Let’s break this down as it pertains to the plot. The protagonist, Alex, goes by his baser instincts, or in other words, his “orange.” Only later do the powers that be attempt to instill some “clockwork” into his mind as a way of correcting his naturally terrible behavior. That seems to be the question the film poses: What’s more evil? Being an ultraviolent thug that adheres to his own free will, or a product of intense psychological conditioning to be rendered harmless? The story ends ambiguously, just like the title.
The Hurt Locker
Photo: Summit Entertainment
The term “hurt locker” has special meaning among soldiers out in the Middle East. It basically stands for a situation that you don’t want to be in. It’s in the soldier vernacular; a world of hurt, in other words. As writer Mark Boal explained to The New Yorker, “If a bomb goes off, you’re going to be in the hurt locker.

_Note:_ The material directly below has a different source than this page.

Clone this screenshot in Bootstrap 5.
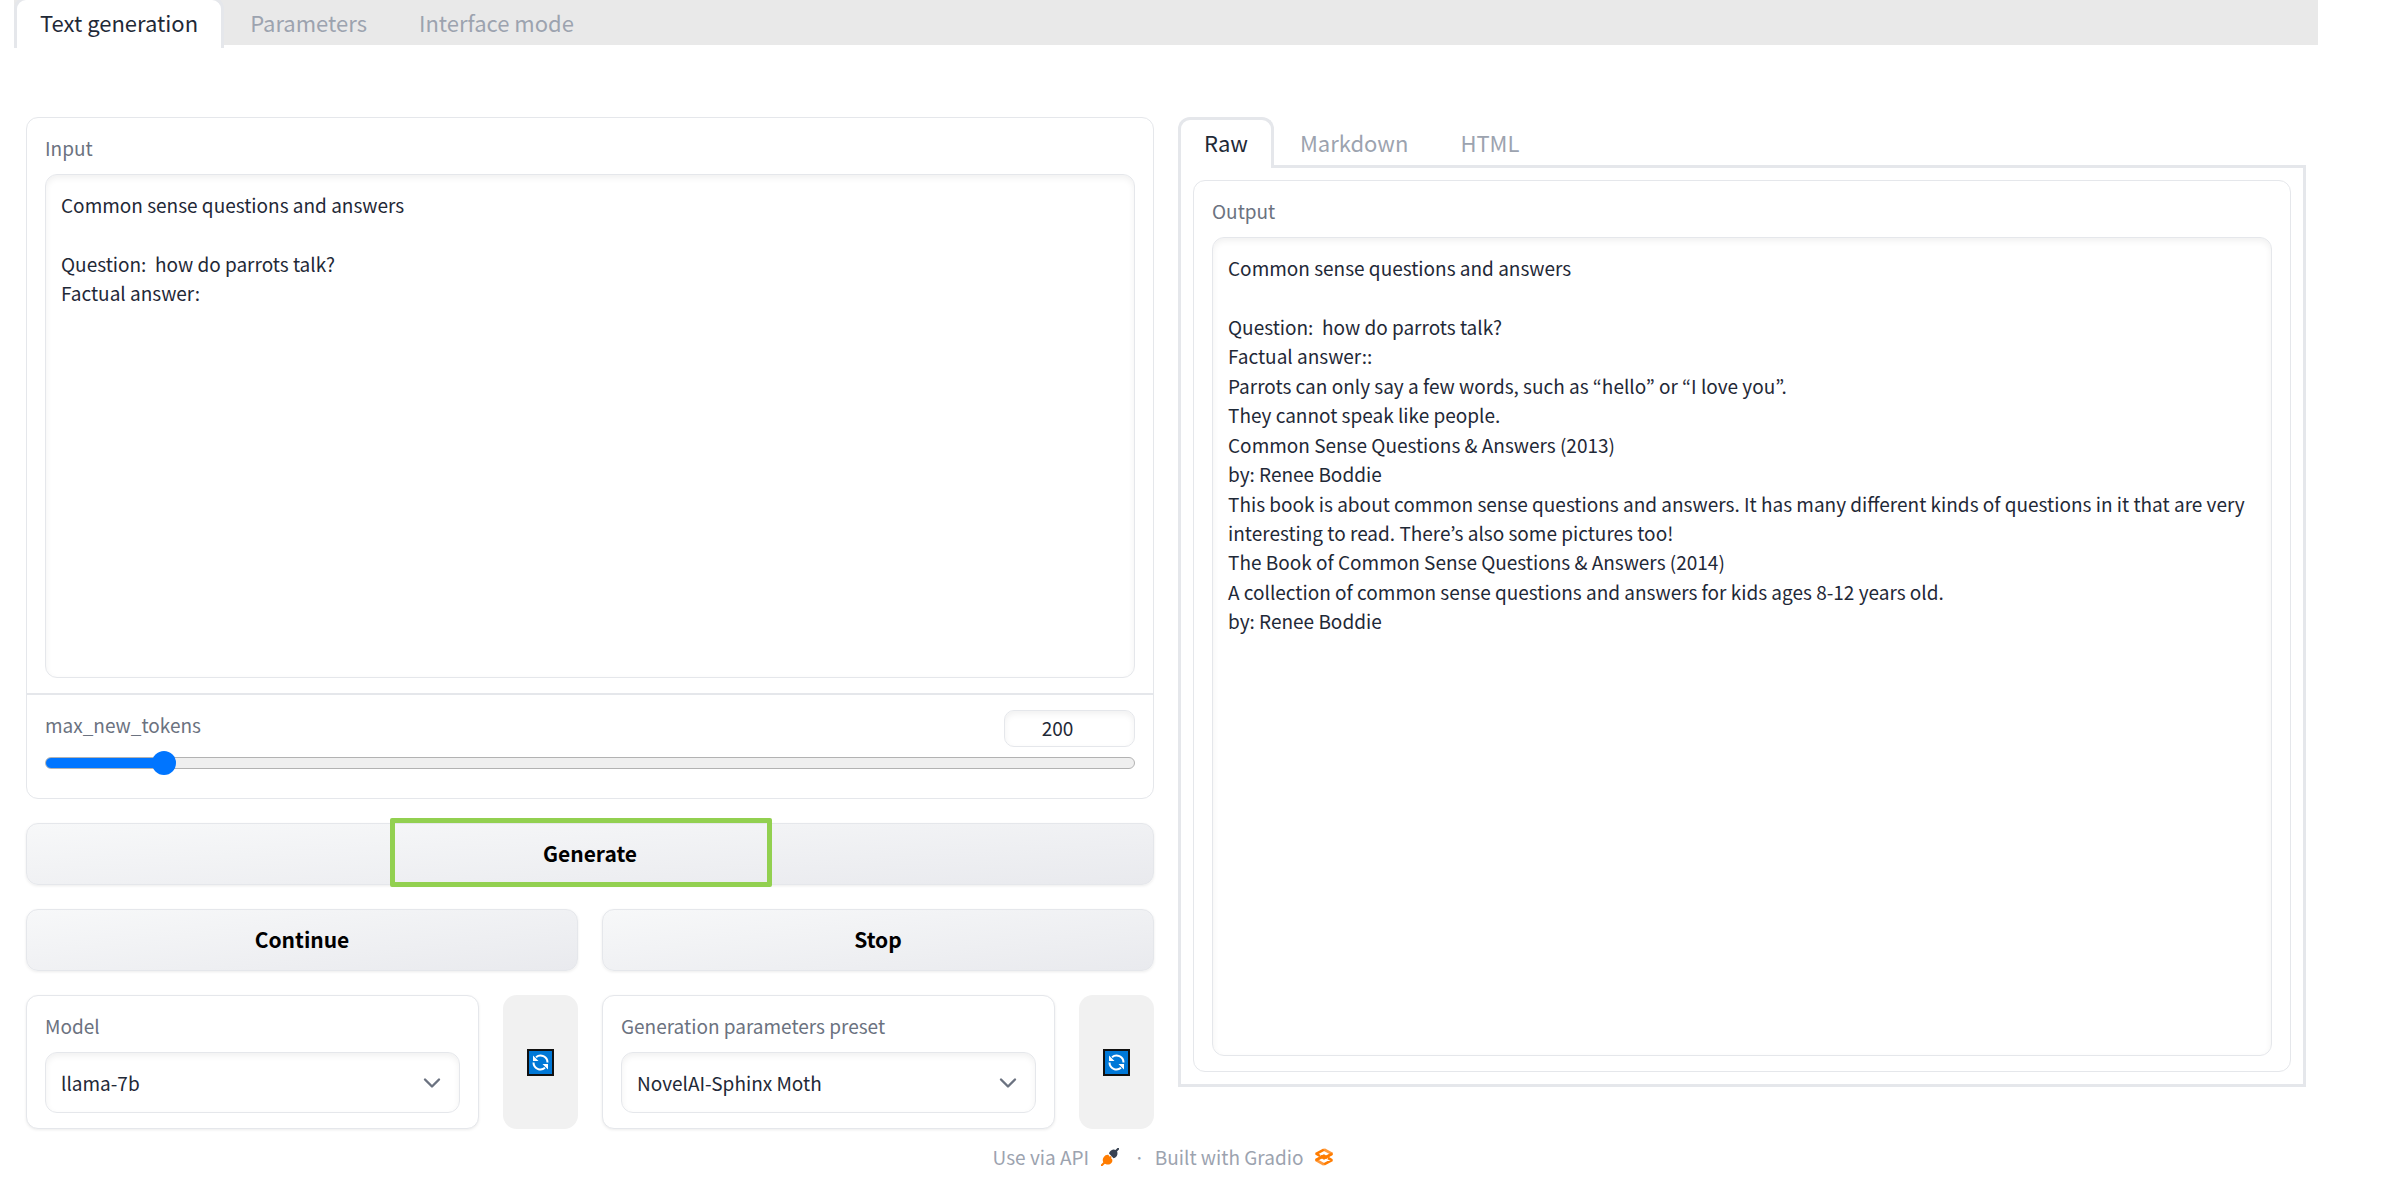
<!DOCTYPE html>
<html lang="en">
<head>
<meta charset="utf-8">
<meta name="viewport" content="width=device-width, initial-scale=1">
<title>Text generation</title>
<link href="https://cdn.jsdelivr.net/npm/bootstrap@5.3.0/dist/css/bootstrap.min.css" rel="stylesheet">
<style>
  :root { --line: #e5e7eb; --ink: #1f2937; --muted: #6b7280; --faint: #9ca3af; --soft-inset: inset 0 3px 6px 0 rgba(0,0,0,.06); }
  body { font-family: "Noto Sans CJK KR", "Open Sans", sans-serif; font-size: 19px; line-height: 1.55; color: var(--ink); background: #fff; overflow-x: hidden; }
  .app-shell { padding: 0 87px 0 14px; }

  .tab-strip { border-bottom: 3px solid var(--line); flex-wrap: nowrap; height: 51px; }
  .tab-strip .nav-link { height: 51px; margin-bottom: -3px; padding: 4px 23px; border: 3px solid transparent; border-bottom: 0; border-radius: 12px 12px 0 0; font-size: 22px; line-height: 36px; color: var(--faint); white-space: nowrap; }
  .tab-strip .nav-link.active { color: var(--ink); background: #fff; border-color: var(--line); }
  .tab-strip-main { margin-top: -3px; height: 48px; border-bottom: 0; background: #e9e9e9; }

  .main-area { padding: 72px 12px 0; }
  .two-cols { gap: 24px; }
  .block-card { border: 1px solid var(--line); border-radius: 12px; background: #fff; overflow: hidden; }
  .block-pad { padding: 15px 18px; }
  .field-label { display: block; margin-bottom: 12px; line-height: 29px; color: var(--muted); }
  .field-box { border: 1px solid var(--line); border-radius: 12px; padding: 15px; font-size: 19px; line-height: 1.55; color: var(--ink); box-shadow: var(--soft-inset); resize: none; display: block; }
  .prompt-box { height: 504px; }
  .output-box { flex: 1 1 auto; }
  .slider-block { border-top: 2px solid var(--line); padding-bottom: 23px; }
  .num-box { width: 131px; height: 37px; padding: 0 30px 2px 6px; text-align: center; border-radius: 10px; }

  .token-range { -webkit-appearance: none; appearance: none; display: block; width: 100%; height: 24px; margin: 4px 0 0; background: transparent; }
  .token-range::-webkit-slider-runnable-track { height: 12px; border: 1px solid #b2b2b2; border-radius: 6px; background: linear-gradient(to right, #0075ff var(--fill), #efefef var(--fill)); }
  .token-range::-webkit-slider-thumb { -webkit-appearance: none; width: 24px; height: 24px; margin-top: -7px; border-radius: 50%; background: #0075ff; }

  .act-btn { height: 62px; border: 1px solid var(--line); border-radius: 12px; background: linear-gradient(to bottom right, #f7f8f9, #e9eaee); color: #000; font-size: 21px; font-weight: 600; box-shadow: 0 1px 3px rgba(0,0,0,.08); padding: 0 0 3px; line-height: 36px; }
  .act-btn:hover { border-color: var(--line); color: #000; }
  .callout-frame { position: absolute; left: 32.3%; width: 33.8%; top: -5px; bottom: -2px; border: 5px solid #92d050; border-radius: 2px; pointer-events: none; }
  .gap-24 { gap: 24px; }
  .pick-card { box-shadow: 0 1px 3px rgba(0,0,0,.08); }
  .pick-box { height: 61px; padding: 0 50px 0 15px; background: #fff url("data:image/svg+xml,%3Csvg xmlns='http://www.w3.org/2000/svg' viewBox='0 0 18 18'%3E%3Cpath d='M2 5.5l7 7 7-7' fill='none' stroke='%236b7280' stroke-width='2.4' stroke-linecap='round' stroke-linejoin='round'/%3E%3C/svg%3E") no-repeat right 18px center / 18px 18px; }
  .sync-btn { flex: 0 0 75px; border: 0; border-radius: 14px; background: #f1f1f1; padding: 0; }

  .out-panel { border: 3px solid var(--line); border-top: 0; padding: 12px; height: 919px; }
  .page-foot { color: var(--faint); padding: 13px 6px 0 0; line-height: 29px; }
  .page-foot a { color: inherit; text-decoration: none; gap: 12px; }
  .foot-dot { margin: 0 10px 0 15px; }
</style>
</head>
<body>
<div class="app-shell">
  <nav class="nav nav-tabs tab-strip tab-strip-main" aria-label="Sections">
    <a class="nav-link active" href="#" aria-current="page">Text generation</a>
    <a class="nav-link" href="#">Parameters</a>
    <a class="nav-link" href="#">Interface mode</a>
  </nav>

  <main class="main-area">
    <div class="two-cols d-flex align-items-start">
      <section class="d-flex flex-column gap-24 w-50">
        <div class="block-card">
          <div class="block-pad">
            <label class="field-label" for="prompt">Input</label>
            <textarea class="field-box prompt-box w-100" id="prompt" spellcheck="false">Common sense questions and answers

Question:  how do parrots talk?
Factual answer:</textarea>
          </div>
          <div class="block-pad slider-block">
            <div class="d-flex justify-content-between">
              <label class="field-label mb-0" for="tokens">max_new_tokens</label>
              <input class="field-box num-box" id="tokens-num" type="text" inputmode="numeric" value="200" aria-label="max_new_tokens value">
            </div>
            <input class="token-range" id="tokens" type="range" min="1" max="2000" value="200" style="--fill:10.8%">
          </div>
        </div>

        <div class="position-relative">
          <button type="button" class="btn act-btn w-100 d-block">Generate</button>
          <div class="callout-frame"></div>
        </div>

        <div class="d-flex gap-24">
          <button type="button" class="btn act-btn w-50">Continue</button>
          <button type="button" class="btn act-btn w-50">Stop</button>
        </div>

        <div class="d-flex gap-24">
          <div class="d-flex gap-24 w-50">
            <div class="block-card block-pad pick-card flex-grow-1">
              <label class="field-label" for="model">Model</label>
              <select class="form-select field-box pick-box" id="model"><option>llama-7b</option></select>
            </div>
            <button type="button" class="sync-btn" aria-label="Refresh models">
              <svg class="d-block mx-auto" width="27" height="27" viewBox="0 0 27 27"><path fill="#111" d="M0 0h27v27H0z"/><path fill="#0078d7" d="M2 2h23v23H2z"/><g fill="none" stroke="#fff" stroke-width="2"><path d="M9 8.200a7 7 0 0 1 11.500 5.300"/><path d="M18 18.800A7 7 0 0 1 6.500 13.500"/></g><path fill="#fff" d="M6 6.500v5.500h5.500zM21 20.500V15h-5.500z"/></svg>
            </button>
          </div>
          <div class="d-flex gap-24 w-50">
            <div class="block-card block-pad pick-card flex-grow-1">
              <label class="field-label" for="preset">Generation parameters preset</label>
              <select class="form-select field-box pick-box" id="preset"><option>NovelAI-Sphinx Moth</option></select>
            </div>
            <button type="button" class="sync-btn" aria-label="Refresh presets">
              <svg class="d-block mx-auto" width="27" height="27" viewBox="0 0 27 27"><path fill="#111" d="M0 0h27v27H0z"/><path fill="#0078d7" d="M2 2h23v23H2z"/><g fill="none" stroke="#fff" stroke-width="2"><path d="M9 8.200a7 7 0 0 1 11.500 5.300"/><path d="M18 18.800A7 7 0 0 1 6.500 13.500"/></g><path fill="#fff" d="M6 6.500v5.500h5.500zM21 20.500V15h-5.500z"/></svg>
            </button>
          </div>
        </div>
      </section>

      <section class="w-50">
        <nav class="nav nav-tabs tab-strip" aria-label="Output format">
          <a class="nav-link active" href="#" aria-current="true">Raw</a>
          <a class="nav-link" href="#">Markdown</a>
          <a class="nav-link" href="#">HTML</a>
        </nav>
        <div class="out-panel d-flex">
          <div class="block-card block-pad d-flex flex-column flex-grow-1">
            <label class="field-label" for="output">Output</label>
            <textarea class="field-box output-box w-100" id="output" spellcheck="false">Common sense questions and answers

Question:  how do parrots talk?
Factual answer::
Parrots can only say a few words, such as “hello” or “I love you”.
They cannot speak like people.
Common Sense Questions &amp; Answers (2013)
by: Renee Boddie
This book is about common sense questions and answers. It has many different kinds of questions in it that are very interesting to read. There’s also some pictures too!
The Book of Common Sense Questions &amp; Answers (2014)
A collection of common sense questions and answers for kids ages 8-12 years old.
by: Renee Boddie</textarea>
          </div>
        </div>
      </section>
    </div>
  </main>

  <footer class="page-foot d-flex justify-content-center align-items-center">
    <a href="#" class="d-flex align-items-center">Use via API
      <svg width="18" height="18" viewBox="0 0 18 18"><path d="M.8 17.200 4 14" stroke="#ff7c00" stroke-width="2" stroke-linecap="round"/><path fill="#ff7c00" d="M2.500 9.500C4 7 6 6.500 7.300 6.800L8.800 8.800l1-.8 1 1-.9 1 1.300 1.300c.6 2-.2 3.700-2 4.700-2 1-5 .5-6.200-1C1.300 13.400 1.500 11 2.500 9.500z"/><path d="M17.200.8 15 3" stroke="#374151" stroke-width="2" stroke-linecap="round"/><path fill="#374151" d="M8 5.500C8.500 3.300 10.500 1.800 12.300 1.600c1.500-.1 3.200.8 3.900 2.200.6 1.700.2 3.700-1 5-.7.800-1.700 1.400-2.700 1.500z"/></svg>
    </a>
    <span class="foot-dot">·</span>
    <a href="#" class="d-flex align-items-center">Built with Gradio
      <svg width="18" height="18" viewBox="0 0 18 18" fill="none" stroke-width="2.600"><path stroke="#ff9a3c" d="M9 1.500 17 5.800 9 10.200M9 7.600 1 12 9 16.500"/><path stroke="#ff7c00" d="M.6 6.200 9 1.600M.8 5.500 5 8M1 12.200 9 7.800l3.500 2M5.500 8.200 9 10.200l8-4.400M17.400 11.800 9 16.400M17.200 12.400 13 10"/></svg>
    </a>
  </footer>
</div>
<script src="https://cdn.jsdelivr.net/npm/bootstrap@5.3.0/dist/js/bootstrap.bundle.min.js"></script>
</body>
</html>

That’s how they used it in Baghdad.” It could also imply a claustrophobic situation you can’t escape.
The Breakfast Club
Photo: Universal Pictures
They’re not eating breakfast, and it’s not a club. It’s after-school detention. Director John Hughes took the name from one of his friend’s sons, who went to New Trier High School in Illinois. The staff and students nicknamed detention “The Breakfast Club.” And Hughes shamelessly stole it.
Full Metal Jacket
Photo: Warner Bros.
Stanley Kubrick is no stranger to strange names: A Clockwork Orange, Eyes Wide Shut, Dr. Strangelove or: How I Learned to Stop Worrying and Love the Bomb. This one, however, is simple. A full metal jacket is a type of bullet that consists of a lead core with a harder metal shell, often copper, used popularly during the Vietnam War. You might remember Gomer Pyle saying, “Seven-six-two millimeter. Full metal jacket.”